_Aim_
Output the material beneath exactly, leaving nothing out.

_Data section_
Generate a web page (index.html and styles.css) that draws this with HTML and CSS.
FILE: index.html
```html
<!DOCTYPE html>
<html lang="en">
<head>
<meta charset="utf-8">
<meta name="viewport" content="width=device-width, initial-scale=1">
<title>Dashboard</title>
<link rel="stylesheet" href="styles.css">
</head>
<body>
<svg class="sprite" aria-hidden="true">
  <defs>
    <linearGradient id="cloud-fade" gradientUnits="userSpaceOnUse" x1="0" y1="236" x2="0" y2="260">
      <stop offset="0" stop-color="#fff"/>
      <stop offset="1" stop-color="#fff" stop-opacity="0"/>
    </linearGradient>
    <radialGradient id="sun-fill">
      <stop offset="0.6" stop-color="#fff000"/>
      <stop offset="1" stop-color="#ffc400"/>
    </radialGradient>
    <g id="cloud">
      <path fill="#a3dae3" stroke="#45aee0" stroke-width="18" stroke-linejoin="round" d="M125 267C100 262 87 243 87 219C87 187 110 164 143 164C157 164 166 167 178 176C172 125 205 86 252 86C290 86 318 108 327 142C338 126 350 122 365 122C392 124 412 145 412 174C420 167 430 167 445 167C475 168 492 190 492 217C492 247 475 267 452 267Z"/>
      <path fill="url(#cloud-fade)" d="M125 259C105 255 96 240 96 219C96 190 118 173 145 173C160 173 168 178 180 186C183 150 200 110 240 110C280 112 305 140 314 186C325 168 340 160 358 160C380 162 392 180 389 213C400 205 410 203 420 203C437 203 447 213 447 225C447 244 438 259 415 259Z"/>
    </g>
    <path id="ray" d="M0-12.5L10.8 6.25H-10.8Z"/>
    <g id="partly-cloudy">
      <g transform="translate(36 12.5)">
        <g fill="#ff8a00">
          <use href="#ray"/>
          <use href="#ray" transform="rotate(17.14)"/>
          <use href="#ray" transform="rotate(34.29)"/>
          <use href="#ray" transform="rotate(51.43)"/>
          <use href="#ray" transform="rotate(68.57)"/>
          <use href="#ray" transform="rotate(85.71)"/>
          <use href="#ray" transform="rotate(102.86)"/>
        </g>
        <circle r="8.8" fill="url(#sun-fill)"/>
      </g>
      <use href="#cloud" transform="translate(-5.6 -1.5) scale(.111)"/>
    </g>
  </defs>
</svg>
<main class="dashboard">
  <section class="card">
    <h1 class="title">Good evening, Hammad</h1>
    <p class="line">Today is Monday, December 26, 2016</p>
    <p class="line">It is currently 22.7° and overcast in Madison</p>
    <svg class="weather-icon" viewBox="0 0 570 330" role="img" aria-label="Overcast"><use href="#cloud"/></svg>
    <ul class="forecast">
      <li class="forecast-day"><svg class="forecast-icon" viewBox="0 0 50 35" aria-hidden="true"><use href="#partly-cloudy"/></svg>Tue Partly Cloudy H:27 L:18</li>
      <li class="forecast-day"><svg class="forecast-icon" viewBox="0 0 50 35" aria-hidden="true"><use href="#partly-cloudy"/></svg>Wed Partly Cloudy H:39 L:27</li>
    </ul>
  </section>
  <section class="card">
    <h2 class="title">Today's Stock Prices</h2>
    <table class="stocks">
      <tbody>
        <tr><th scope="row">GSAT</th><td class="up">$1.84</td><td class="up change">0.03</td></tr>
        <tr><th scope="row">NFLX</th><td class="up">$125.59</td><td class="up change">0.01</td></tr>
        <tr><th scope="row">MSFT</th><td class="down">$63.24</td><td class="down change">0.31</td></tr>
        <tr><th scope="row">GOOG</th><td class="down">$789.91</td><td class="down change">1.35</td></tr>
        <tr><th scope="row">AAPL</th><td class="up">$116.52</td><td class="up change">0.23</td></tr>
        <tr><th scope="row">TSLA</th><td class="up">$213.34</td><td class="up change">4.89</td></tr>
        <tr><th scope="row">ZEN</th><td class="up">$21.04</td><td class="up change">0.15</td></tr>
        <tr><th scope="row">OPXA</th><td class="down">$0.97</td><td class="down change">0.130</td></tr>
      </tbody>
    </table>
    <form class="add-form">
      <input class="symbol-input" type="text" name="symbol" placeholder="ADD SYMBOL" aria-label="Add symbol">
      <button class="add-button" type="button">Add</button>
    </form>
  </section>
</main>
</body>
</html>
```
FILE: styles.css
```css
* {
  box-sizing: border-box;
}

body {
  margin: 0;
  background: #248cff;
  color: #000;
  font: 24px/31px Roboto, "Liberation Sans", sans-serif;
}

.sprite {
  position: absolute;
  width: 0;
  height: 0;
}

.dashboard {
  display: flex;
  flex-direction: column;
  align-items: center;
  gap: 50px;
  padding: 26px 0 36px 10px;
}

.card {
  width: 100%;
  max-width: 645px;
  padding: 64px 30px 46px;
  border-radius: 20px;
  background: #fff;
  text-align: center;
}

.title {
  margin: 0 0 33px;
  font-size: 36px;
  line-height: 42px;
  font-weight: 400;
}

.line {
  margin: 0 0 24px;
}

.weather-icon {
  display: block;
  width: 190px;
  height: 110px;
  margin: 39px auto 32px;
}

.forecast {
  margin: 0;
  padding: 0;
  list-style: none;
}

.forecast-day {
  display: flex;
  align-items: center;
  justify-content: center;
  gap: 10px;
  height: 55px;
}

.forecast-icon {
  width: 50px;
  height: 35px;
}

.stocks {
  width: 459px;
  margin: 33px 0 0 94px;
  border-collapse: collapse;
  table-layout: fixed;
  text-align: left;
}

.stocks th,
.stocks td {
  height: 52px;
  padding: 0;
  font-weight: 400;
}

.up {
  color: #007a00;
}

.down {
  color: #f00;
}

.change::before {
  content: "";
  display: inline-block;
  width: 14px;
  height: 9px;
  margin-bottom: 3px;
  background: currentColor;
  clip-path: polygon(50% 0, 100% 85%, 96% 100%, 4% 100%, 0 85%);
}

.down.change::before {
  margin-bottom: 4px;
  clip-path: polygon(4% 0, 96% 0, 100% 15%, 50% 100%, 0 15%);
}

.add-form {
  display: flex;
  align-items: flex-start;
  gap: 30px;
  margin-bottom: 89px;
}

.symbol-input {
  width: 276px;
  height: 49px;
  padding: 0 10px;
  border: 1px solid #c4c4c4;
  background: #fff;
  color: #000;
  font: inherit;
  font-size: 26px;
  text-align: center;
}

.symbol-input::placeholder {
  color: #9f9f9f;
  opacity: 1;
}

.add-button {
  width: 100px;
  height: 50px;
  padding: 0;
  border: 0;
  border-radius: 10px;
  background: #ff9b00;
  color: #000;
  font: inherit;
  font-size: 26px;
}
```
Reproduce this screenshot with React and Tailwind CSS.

_Answer to the exercise_
Generate a web page (index.html and styles.css) that draws this with HTML and CSS.
FILE: index.html
```html
<!DOCTYPE html>
<html lang="en">
<head>
<meta charset="utf-8">
<meta name="viewport" content="width=device-width, initial-scale=1">
<title>Dashboard</title>
<link rel="stylesheet" href="styles.css">
</head>
<body>
<svg class="sprite" aria-hidden="true">
  <defs>
    <linearGradient id="cloud-fade" gradientUnits="userSpaceOnUse" x1="0" y1="236" x2="0" y2="260">
      <stop offset="0" stop-color="#fff"/>
      <stop offset="1" stop-color="#fff" stop-opacity="0"/>
    </linearGradient>
    <radialGradient id="sun-fill">
      <stop offset="0.6" stop-color="#fff000"/>
      <stop offset="1" stop-color="#ffc400"/>
    </radialGradient>
    <g id="cloud">
      <path fill="#a3dae3" stroke="#45aee0" stroke-width="18" stroke-linejoin="round" d="M125 267C100 262 87 243 87 219C87 187 110 164 143 164C157 164 166 167 178 176C172 125 205 86 252 86C290 86 318 108 327 142C338 126 350 122 365 122C392 124 412 145 412 174C420 167 430 167 445 167C475 168 492 190 492 217C492 247 475 267 452 267Z"/>
      <path fill="url(#cloud-fade)" d="M125 259C105 255 96 240 96 219C96 190 118 173 145 173C160 173 168 178 180 186C183 150 200 110 240 110C280 112 305 140 314 186C325 168 340 160 358 160C380 162 392 180 389 213C400 205 410 203 420 203C437 203 447 213 447 225C447 244 438 259 415 259Z"/>
    </g>
    <path id="ray" d="M0-12.5L10.8 6.25H-10.8Z"/>
    <g id="partly-cloudy">
      <g transform="translate(36 12.5)">
        <g fill="#ff8a00">
          <use href="#ray"/>
          <use href="#ray" transform="rotate(17.14)"/>
          <use href="#ray" transform="rotate(34.29)"/>
          <use href="#ray" transform="rotate(51.43)"/>
          <use href="#ray" transform="rotate(68.57)"/>
          <use href="#ray" transform="rotate(85.71)"/>
          <use href="#ray" transform="rotate(102.86)"/>
        </g>
        <circle r="8.8" fill="url(#sun-fill)"/>
      </g>
      <use href="#cloud" transform="translate(-5.6 -1.5) scale(.111)"/>
    </g>
  </defs>
</svg>
<main class="dashboard">
  <section class="card">
    <h1 class="title">Good evening, Hammad</h1>
    <p class="line">Today is Monday, December 26, 2016</p>
    <p class="line">It is currently 22.7° and overcast in Madison</p>
    <svg class="weather-icon" viewBox="0 0 570 330" role="img" aria-label="Overcast"><use href="#cloud"/></svg>
    <ul class="forecast">
      <li class="forecast-day"><svg class="forecast-icon" viewBox="0 0 50 35" aria-hidden="true"><use href="#partly-cloudy"/></svg>Tue Partly Cloudy H:27 L:18</li>
      <li class="forecast-day"><svg class="forecast-icon" viewBox="0 0 50 35" aria-hidden="true"><use href="#partly-cloudy"/></svg>Wed Partly Cloudy H:39 L:27</li>
    </ul>
  </section>
  <section class="card">
    <h2 class="title">Today's Stock Prices</h2>
    <table class="stocks">
      <tbody>
        <tr><th scope="row">GSAT</th><td class="up">$1.84</td><td class="up change">0.03</td></tr>
        <tr><th scope="row">NFLX</th><td class="up">$125.59</td><td class="up change">0.01</td></tr>
        <tr><th scope="row">MSFT</th><td class="down">$63.24</td><td class="down change">0.31</td></tr>
        <tr><th scope="row">GOOG</th><td class="down">$789.91</td><td class="down change">1.35</td></tr>
        <tr><th scope="row">AAPL</th><td class="up">$116.52</td><td class="up change">0.23</td></tr>
        <tr><th scope="row">TSLA</th><td class="up">$213.34</td><td class="up change">4.89</td></tr>
        <tr><th scope="row">ZEN</th><td class="up">$21.04</td><td class="up change">0.15</td></tr>
        <tr><th scope="row">OPXA</th><td class="down">$0.97</td><td class="down change">0.130</td></tr>
      </tbody>
    </table>
    <form class="add-form">
      <input class="symbol-input" type="text" name="symbol" placeholder="ADD SYMBOL" aria-label="Add symbol">
      <button class="add-button" type="button">Add</button>
    </form>
  </section>
</main>
</body>
</html>
```
FILE: styles.css
```css
* {
  box-sizing: border-box;
}

body {
  margin: 0;
  background: #248cff;
  color: #000;
  font: 24px/31px Roboto, "Liberation Sans", sans-serif;
}

.sprite {
  position: absolute;
  width: 0;
  height: 0;
}

.dashboard {
  display: flex;
  flex-direction: column;
  align-items: center;
  gap: 50px;
  padding: 26px 0 36px 10px;
}

.card {
  width: 100%;
  max-width: 645px;
  padding: 64px 30px 46px;
  border-radius: 20px;
  background: #fff;
  text-align: center;
}

.title {
  margin: 0 0 33px;
  font-size: 36px;
  line-height: 42px;
  font-weight: 400;
}

.line {
  margin: 0 0 24px;
}

.weather-icon {
  display: block;
  width: 190px;
  height: 110px;
  margin: 39px auto 32px;
}

.forecast {
  margin: 0;
  padding: 0;
  list-style: none;
}

.forecast-day {
  display: flex;
  align-items: center;
  justify-content: center;
  gap: 10px;
  height: 55px;
}

.forecast-icon {
  width: 50px;
  height: 35px;
}

.stocks {
  width: 459px;
  margin: 33px 0 0 94px;
  border-collapse: collapse;
  table-layout: fixed;
  text-align: left;
}

.stocks th,
.stocks td {
  height: 52px;
  padding: 0;
  font-weight: 400;
}

.up {
  color: #007a00;
}

.down {
  color: #f00;
}

.change::before {
  content: "";
  display: inline-block;
  width: 14px;
  height: 9px;
  margin-bottom: 3px;
  background: currentColor;
  clip-path: polygon(50% 0, 100% 85%, 96% 100%, 4% 100%, 0 85%);
}

.down.change::before {
  margin-bottom: 4px;
  clip-path: polygon(4% 0, 96% 0, 100% 15%, 50% 100%, 0 15%);
}

.add-form {
  display: flex;
  align-items: flex-start;
  gap: 30px;
  margin-bottom: 89px;
}

.symbol-input {
  width: 276px;
  height: 49px;
  padding: 0 10px;
  border: 1px solid #c4c4c4;
  background: #fff;
  color: #000;
  font: inherit;
  font-size: 26px;
  text-align: center;
}

.symbol-input::placeholder {
  color: #9f9f9f;
  opacity: 1;
}

.add-button {
  width: 100px;
  height: 50px;
  padding: 0;
  border: 0;
  border-radius: 10px;
  background: #ff9b00;
  color: #000;
  font: inherit;
  font-size: 26px;
}
```
Reproduce this screenshot with React and Tailwind CSS.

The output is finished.